Perhaps Stephen Hawking, the ultimate adventurer, said it best in his “A Brief History of Time:” “We go about our daily lives understanding almost nothing about the world.”
J.R.R. Tolkien (1892-1973) was a verbal wizard who stood on the backs of centuries of skillful tellers-of-tales, and from his vantage point as a venerable professor of Old and Middle English language and literature at Oxford University, he adventured into the world of fantasy to teach readers (and perhaps himself) about the ways of the world. One of his finest works “The Hobbit” (1937), is celebrating 75 years of what can happen when you dwell in a hole: Here’s the opening sentence:
“In a hole in the ground there lived a hobbit.”
Bilbo Baggins was his name. His feet had leathery soles and a covering of brown hair. Until Gandalf (the ultimate magician, a necessary ingredient in fantasy tales), came knocking, Baggins was content to do little but eat seed cakes and chat a while.
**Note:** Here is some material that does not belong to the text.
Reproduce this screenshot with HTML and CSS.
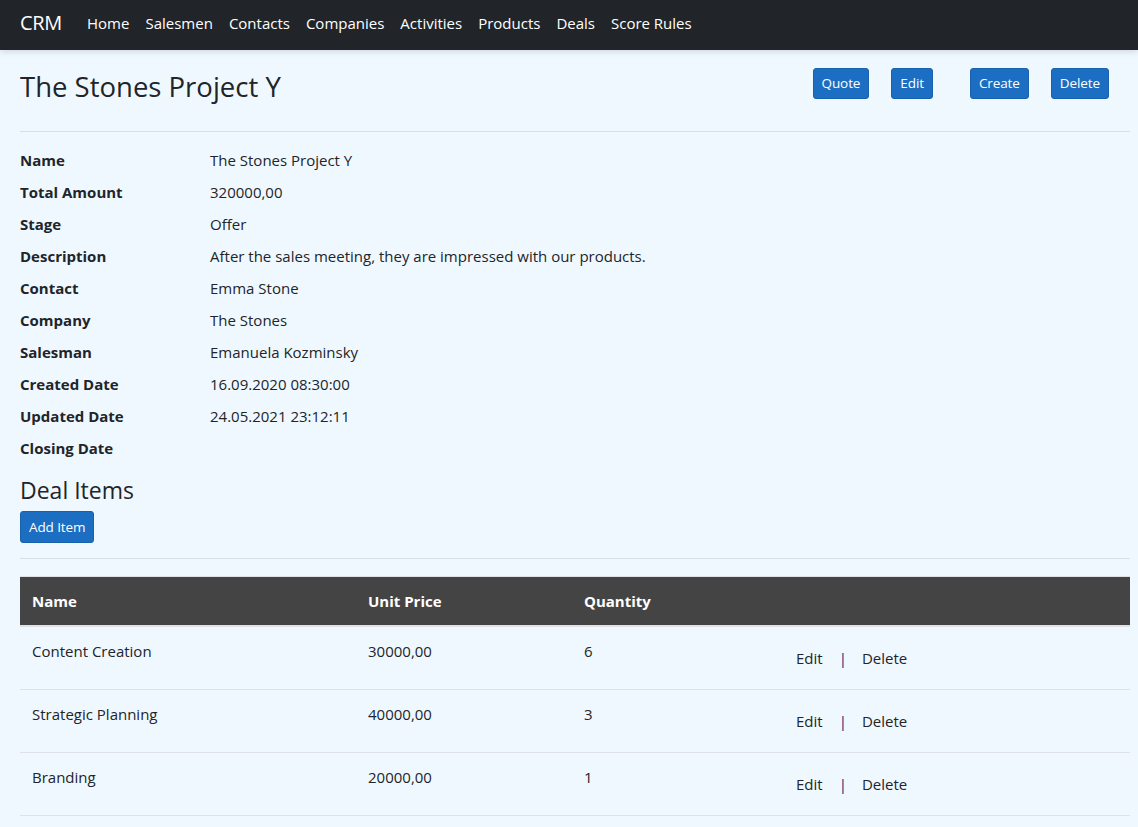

The rest is literary history and it’s all archived under mountains of the author’s manuscripts in the serenely civilized Raynor Memorial Library at Marquette University. That decades-old archive has gotten far more attention ever since the hugely popular Lord of the Rings trilogy of movies was released. How in the world did Milwaukee become the place to find all things Tolkien?
Back in 1956, the library had hired William Ready to build its collection. And Ready, who became intrigued by Tolkien after reading “The Hobbit,” hired Bertram Rota, a London rare book dealer, to serve as an agent for Marquette. Rota wrote Tolkien and asked to buy his original manuscripts. At the time, it seems, Tolkien happened to be worried about his retirement finances and he agreed to the sale for the less-than-princely sum of $5,000.
“And in 1957 and 1958 the boxes from Oxford arrived: “The Lord of the Rings” and “The Hobbit,” in longhand drafts, typewritten manuscripts and page proofs… along with minor and then-unpublished texts and other papers,” a New York Time story recently recounted. “After the professor died in 1973, his son Christopher sent more papers still… Not since Bilbo found an Elvish knife in a troll hoard, or Frodo inherited a certain ring, has such a treasure been acquired by so unexpected and responsible a guardian.”
This fall, Marquette University enlivened the adventure, offering, for the first time, a course in Tolkien. The “students signed up in droves,” as a December story in the New York Daily News recounted. They were wrapping up the class right about the time that Hollywood released “The Hobbit,” to be followed by “The Hobbit: There and Back Again,” in December 2013, with a third film set for 2014.
Yet, it’s hard to imagine any flick, no matter how tricked-out, could beat the Baggins’ saga in all its literate splendor, and held in hand, like my borrowed 1968 Third Printing of “The Hobbit (or There and Back Again) by the Houghton Mifflin Company. Bound in “misty-mountain” green, with illustrations by J.R.R. (John Ronald Reuel) Tolkien it ends on page 317 with these words by the ever-wise Gandalf:
“You are a very fine person, Mr. Baggins, and I am very fond of you; but you are only quite a little fellow in a wide world after all!”